__To be done__
Within the records below, find each line that holds the string "this", then copy it.
* BEGIN Material for the task *
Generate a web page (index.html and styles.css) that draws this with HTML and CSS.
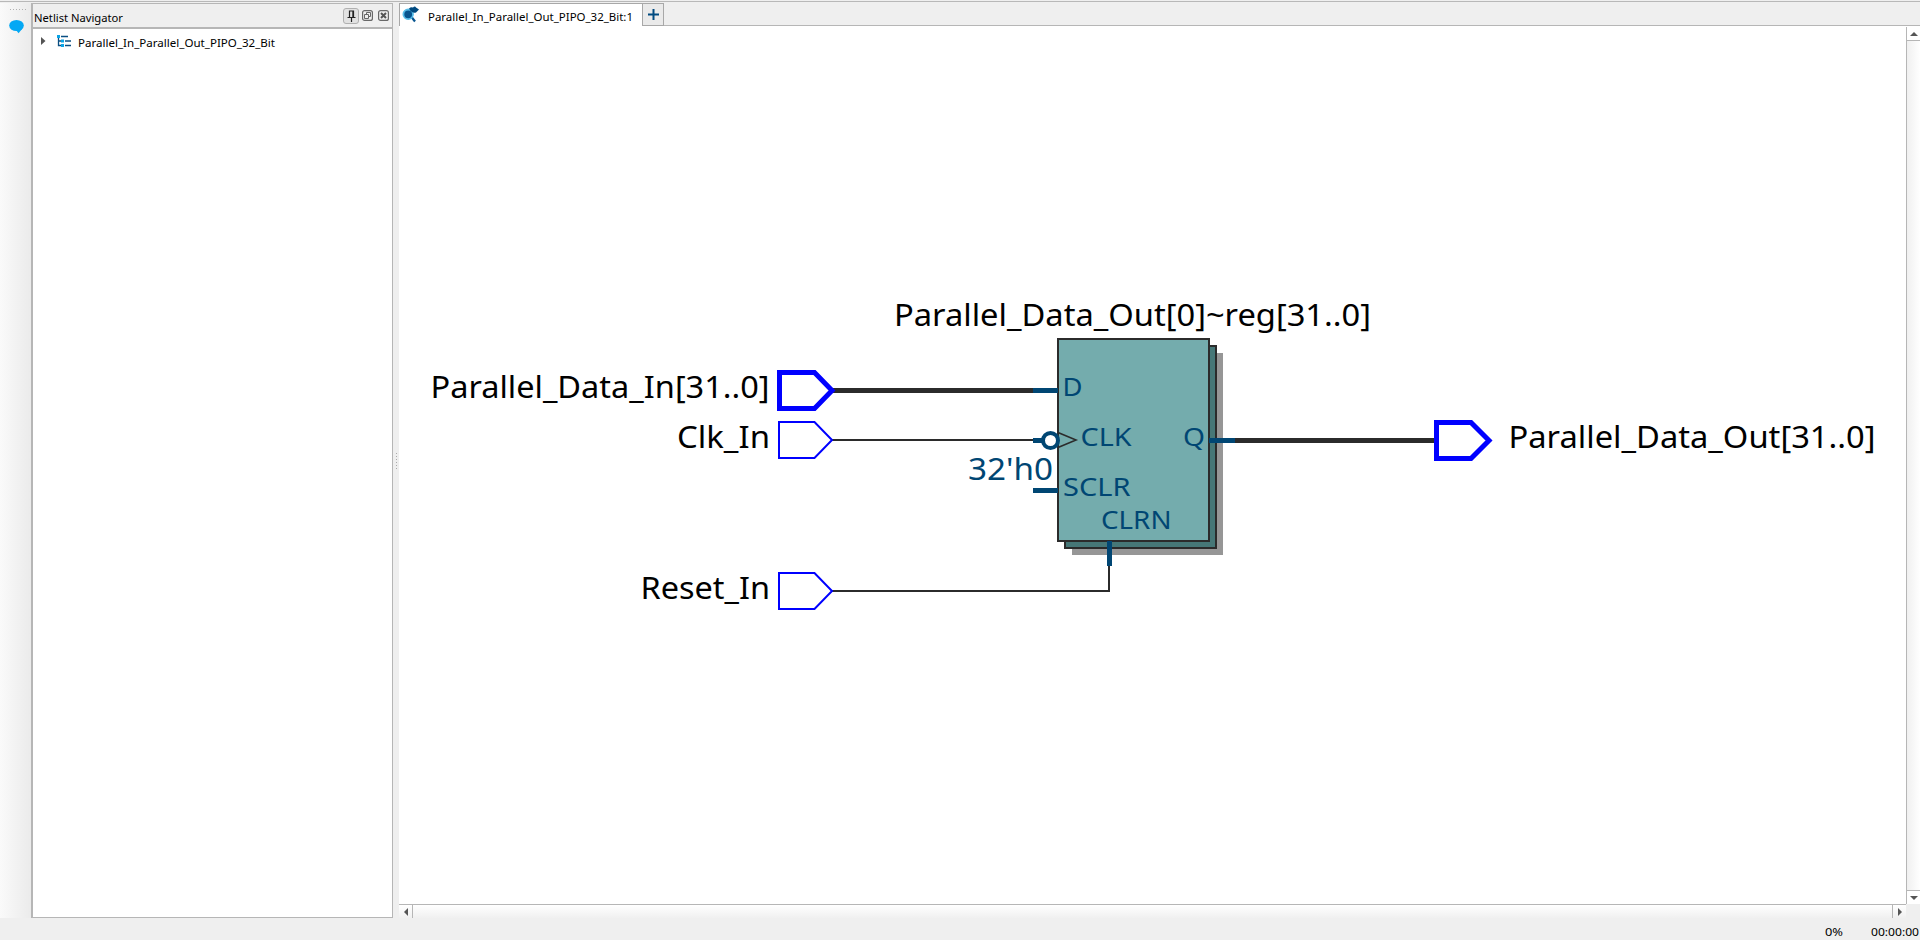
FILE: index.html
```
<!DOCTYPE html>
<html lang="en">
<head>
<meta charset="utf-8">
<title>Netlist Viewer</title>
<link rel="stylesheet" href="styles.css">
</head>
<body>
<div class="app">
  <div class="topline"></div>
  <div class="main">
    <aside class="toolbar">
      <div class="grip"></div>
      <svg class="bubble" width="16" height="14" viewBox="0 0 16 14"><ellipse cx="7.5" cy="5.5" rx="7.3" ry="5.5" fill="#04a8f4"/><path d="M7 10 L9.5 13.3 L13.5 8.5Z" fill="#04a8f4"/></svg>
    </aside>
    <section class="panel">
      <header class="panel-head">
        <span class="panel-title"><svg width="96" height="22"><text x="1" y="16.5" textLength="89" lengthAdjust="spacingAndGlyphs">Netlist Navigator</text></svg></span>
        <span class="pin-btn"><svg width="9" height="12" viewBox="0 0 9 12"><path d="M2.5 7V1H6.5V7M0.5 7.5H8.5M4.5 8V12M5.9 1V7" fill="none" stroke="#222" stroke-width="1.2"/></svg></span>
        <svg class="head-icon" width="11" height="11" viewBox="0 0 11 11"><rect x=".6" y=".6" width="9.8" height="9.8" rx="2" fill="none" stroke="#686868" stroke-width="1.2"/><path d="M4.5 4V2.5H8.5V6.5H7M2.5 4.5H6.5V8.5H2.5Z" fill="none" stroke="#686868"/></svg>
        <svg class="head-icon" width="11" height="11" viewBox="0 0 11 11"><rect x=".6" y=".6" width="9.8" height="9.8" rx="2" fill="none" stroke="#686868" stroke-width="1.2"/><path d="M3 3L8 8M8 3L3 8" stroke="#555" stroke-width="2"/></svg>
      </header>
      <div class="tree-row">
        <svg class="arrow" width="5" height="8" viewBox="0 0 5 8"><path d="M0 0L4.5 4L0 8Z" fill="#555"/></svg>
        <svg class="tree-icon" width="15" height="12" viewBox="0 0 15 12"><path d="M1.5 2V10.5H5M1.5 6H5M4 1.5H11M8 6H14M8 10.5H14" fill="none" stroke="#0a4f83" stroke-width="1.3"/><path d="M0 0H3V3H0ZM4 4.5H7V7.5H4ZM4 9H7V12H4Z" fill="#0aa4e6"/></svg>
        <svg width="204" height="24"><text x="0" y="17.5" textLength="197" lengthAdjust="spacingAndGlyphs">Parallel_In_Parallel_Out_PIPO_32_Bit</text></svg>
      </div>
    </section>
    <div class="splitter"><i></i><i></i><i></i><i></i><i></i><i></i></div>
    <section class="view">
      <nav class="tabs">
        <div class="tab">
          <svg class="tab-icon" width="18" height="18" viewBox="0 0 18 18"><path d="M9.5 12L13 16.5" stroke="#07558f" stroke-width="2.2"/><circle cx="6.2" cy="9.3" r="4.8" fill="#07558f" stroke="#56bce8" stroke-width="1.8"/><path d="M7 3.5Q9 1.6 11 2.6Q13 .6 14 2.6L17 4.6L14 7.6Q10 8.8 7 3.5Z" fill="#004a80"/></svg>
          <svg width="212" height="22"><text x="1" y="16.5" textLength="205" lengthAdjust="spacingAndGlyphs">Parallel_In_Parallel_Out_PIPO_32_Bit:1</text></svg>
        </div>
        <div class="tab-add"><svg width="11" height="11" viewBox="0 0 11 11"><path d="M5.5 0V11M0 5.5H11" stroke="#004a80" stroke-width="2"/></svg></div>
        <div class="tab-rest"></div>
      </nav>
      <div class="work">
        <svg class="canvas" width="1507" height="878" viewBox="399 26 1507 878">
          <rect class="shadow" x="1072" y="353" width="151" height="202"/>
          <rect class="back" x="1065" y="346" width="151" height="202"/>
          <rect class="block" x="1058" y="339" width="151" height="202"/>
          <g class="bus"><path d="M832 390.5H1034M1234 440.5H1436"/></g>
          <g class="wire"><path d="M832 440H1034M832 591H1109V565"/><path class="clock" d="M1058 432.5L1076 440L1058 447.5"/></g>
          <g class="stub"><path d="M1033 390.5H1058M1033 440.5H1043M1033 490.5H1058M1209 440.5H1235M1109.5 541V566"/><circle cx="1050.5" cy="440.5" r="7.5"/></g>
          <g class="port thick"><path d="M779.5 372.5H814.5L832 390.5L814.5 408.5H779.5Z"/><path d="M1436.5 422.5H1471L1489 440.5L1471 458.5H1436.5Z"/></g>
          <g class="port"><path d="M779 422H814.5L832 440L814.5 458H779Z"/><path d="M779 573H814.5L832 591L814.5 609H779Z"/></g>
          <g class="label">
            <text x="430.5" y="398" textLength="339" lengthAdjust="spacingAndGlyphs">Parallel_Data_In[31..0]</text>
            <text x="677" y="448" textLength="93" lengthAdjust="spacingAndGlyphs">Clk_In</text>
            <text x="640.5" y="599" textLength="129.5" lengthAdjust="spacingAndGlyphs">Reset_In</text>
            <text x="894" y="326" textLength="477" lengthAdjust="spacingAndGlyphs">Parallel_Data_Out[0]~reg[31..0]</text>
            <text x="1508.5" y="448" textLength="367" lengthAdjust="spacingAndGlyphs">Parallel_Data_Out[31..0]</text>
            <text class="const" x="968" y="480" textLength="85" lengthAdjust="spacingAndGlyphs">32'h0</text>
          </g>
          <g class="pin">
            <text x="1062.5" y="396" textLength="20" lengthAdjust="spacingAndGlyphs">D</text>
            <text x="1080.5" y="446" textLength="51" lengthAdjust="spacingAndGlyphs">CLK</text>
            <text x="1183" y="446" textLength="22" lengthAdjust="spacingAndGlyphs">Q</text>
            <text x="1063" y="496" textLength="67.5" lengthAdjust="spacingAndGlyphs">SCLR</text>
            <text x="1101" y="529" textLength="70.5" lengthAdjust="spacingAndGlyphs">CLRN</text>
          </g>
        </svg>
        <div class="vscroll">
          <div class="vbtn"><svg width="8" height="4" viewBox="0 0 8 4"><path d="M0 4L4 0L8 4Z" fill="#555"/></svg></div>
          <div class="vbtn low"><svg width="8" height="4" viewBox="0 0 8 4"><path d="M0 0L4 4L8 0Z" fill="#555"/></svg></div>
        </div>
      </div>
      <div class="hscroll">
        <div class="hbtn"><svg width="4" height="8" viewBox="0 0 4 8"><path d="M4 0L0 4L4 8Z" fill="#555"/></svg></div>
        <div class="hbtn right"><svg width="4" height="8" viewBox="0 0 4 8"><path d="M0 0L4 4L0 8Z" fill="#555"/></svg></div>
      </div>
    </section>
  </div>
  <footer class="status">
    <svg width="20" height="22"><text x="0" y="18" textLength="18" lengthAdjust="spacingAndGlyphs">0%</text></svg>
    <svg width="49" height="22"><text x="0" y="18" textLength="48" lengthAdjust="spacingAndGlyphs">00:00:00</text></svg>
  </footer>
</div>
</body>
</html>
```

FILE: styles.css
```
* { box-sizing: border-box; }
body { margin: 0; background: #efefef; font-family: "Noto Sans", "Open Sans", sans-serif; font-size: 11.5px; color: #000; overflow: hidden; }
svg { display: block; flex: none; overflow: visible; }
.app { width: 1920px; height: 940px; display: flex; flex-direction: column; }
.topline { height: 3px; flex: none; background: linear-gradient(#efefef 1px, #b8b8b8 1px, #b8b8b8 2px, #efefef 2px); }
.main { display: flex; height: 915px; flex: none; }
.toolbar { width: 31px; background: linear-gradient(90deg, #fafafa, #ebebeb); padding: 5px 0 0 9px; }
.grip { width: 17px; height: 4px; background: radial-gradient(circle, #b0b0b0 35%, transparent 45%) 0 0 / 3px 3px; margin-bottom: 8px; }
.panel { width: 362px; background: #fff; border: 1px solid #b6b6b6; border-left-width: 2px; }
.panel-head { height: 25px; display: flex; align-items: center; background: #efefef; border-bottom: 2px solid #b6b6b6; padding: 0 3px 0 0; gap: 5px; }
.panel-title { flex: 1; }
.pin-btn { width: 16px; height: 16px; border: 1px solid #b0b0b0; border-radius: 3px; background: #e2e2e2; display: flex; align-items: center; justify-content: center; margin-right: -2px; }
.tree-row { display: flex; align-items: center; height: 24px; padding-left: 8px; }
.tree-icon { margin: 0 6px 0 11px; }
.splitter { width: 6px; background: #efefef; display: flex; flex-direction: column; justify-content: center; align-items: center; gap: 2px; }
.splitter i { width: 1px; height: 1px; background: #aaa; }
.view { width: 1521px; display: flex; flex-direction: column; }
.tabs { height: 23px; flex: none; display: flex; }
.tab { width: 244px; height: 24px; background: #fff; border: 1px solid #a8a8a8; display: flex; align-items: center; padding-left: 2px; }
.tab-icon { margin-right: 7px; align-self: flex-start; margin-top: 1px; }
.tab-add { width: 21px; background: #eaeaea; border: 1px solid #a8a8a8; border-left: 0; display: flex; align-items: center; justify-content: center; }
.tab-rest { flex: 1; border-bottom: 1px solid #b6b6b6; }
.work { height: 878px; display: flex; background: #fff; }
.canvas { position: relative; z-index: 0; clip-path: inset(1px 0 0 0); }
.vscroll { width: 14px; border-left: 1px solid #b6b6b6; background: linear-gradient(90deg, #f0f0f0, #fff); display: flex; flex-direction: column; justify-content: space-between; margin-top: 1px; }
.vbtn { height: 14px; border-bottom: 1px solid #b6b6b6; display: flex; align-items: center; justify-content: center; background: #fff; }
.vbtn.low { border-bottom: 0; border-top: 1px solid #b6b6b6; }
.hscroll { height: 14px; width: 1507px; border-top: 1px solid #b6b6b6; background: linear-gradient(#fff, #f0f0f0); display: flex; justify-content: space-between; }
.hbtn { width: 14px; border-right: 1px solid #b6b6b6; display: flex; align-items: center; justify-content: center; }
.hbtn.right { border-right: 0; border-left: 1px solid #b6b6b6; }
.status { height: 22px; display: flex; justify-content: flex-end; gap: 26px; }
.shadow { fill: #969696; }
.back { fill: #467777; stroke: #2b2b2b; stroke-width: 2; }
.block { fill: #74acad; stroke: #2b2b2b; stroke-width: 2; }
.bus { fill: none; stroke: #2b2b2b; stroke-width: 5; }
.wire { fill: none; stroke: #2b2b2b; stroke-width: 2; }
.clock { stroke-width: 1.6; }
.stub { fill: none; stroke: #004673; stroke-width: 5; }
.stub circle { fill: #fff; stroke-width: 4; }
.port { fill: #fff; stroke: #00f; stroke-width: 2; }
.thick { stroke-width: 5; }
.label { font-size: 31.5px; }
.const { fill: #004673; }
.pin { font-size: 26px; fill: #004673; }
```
* END Material for the task *
* BEGIN Material for the task *
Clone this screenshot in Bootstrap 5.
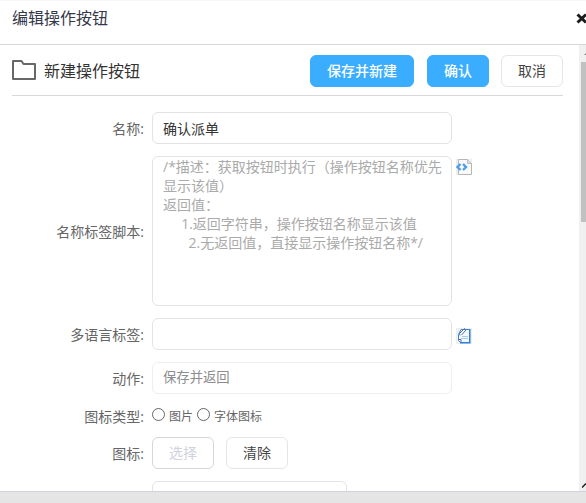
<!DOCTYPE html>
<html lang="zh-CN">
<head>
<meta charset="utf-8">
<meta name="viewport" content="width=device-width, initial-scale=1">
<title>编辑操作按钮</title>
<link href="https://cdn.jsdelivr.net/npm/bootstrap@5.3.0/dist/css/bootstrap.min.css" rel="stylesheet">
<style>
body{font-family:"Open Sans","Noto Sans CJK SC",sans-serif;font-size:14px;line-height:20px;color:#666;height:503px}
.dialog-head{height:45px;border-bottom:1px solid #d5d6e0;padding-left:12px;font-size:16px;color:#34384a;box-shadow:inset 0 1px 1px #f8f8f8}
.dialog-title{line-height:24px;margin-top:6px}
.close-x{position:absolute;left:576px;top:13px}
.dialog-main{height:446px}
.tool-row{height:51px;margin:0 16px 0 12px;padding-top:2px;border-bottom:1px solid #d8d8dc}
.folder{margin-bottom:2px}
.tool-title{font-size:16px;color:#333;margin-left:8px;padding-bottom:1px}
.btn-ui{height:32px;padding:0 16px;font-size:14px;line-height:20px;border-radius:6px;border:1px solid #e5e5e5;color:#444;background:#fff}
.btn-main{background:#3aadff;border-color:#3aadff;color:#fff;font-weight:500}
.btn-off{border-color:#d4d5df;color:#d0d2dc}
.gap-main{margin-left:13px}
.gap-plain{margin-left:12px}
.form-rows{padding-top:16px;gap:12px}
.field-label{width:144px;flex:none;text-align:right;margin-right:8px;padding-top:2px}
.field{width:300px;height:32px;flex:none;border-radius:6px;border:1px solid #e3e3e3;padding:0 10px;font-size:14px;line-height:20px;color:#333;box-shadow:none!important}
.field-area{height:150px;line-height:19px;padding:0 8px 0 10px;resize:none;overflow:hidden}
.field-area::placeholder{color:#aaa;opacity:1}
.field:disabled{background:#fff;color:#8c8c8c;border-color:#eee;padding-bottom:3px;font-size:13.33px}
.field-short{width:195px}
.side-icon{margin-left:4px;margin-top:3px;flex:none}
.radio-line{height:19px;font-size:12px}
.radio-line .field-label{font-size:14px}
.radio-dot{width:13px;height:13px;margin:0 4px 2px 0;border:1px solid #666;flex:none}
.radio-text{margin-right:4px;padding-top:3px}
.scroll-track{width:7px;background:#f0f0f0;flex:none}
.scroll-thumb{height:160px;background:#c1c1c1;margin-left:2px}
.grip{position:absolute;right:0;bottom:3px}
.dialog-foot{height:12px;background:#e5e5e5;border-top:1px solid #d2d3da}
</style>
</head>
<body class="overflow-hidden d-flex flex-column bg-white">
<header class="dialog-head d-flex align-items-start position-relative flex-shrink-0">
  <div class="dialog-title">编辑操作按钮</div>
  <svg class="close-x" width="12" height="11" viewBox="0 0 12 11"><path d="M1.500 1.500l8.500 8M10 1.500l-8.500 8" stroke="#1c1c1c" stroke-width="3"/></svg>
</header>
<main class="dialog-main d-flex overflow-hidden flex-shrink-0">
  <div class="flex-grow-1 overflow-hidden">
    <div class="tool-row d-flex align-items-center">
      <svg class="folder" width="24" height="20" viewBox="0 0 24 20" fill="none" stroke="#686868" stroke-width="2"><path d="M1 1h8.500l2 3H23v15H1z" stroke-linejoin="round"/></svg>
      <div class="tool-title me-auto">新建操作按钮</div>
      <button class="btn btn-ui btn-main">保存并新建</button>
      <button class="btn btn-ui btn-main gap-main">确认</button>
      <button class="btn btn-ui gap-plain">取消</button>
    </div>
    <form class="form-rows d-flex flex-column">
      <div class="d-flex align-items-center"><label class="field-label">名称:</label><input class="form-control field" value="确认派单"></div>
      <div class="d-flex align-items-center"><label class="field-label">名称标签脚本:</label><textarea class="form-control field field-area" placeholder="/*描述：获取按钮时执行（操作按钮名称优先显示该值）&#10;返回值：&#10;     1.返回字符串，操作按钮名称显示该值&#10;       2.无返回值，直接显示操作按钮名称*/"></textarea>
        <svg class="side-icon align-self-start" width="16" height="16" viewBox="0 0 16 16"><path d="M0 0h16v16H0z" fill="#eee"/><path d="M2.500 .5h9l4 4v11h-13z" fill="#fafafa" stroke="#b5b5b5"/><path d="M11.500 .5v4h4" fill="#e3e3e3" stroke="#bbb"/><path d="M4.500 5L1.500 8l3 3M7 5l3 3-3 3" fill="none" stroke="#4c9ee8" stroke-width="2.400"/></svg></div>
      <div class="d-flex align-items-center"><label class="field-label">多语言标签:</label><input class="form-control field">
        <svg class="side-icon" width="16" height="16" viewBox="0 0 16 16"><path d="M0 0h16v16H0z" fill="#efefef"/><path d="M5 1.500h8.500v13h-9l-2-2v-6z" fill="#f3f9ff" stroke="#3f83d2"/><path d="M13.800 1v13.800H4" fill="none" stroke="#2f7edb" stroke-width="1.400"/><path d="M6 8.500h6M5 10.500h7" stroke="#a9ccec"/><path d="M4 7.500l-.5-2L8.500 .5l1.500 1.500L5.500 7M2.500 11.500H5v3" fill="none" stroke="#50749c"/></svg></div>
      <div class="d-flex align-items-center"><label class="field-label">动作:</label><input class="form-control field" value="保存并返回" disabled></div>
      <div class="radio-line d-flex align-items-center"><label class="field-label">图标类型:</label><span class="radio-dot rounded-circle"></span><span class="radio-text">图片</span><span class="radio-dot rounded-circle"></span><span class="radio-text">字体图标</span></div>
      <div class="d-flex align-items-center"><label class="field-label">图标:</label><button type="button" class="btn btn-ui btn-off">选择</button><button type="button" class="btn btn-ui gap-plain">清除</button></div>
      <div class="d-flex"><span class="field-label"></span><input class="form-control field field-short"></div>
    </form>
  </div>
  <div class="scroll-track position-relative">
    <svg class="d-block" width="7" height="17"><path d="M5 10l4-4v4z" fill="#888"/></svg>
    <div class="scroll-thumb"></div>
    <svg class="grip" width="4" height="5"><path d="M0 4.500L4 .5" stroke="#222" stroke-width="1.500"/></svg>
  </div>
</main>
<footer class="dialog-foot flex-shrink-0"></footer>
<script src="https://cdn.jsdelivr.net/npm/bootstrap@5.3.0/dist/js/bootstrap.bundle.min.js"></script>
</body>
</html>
* END Material for the task *
__Exercise solution__
Generate a web page (index.html and styles.css) that draws this with HTML and CSS.
Clone this screenshot in Bootstrap 5.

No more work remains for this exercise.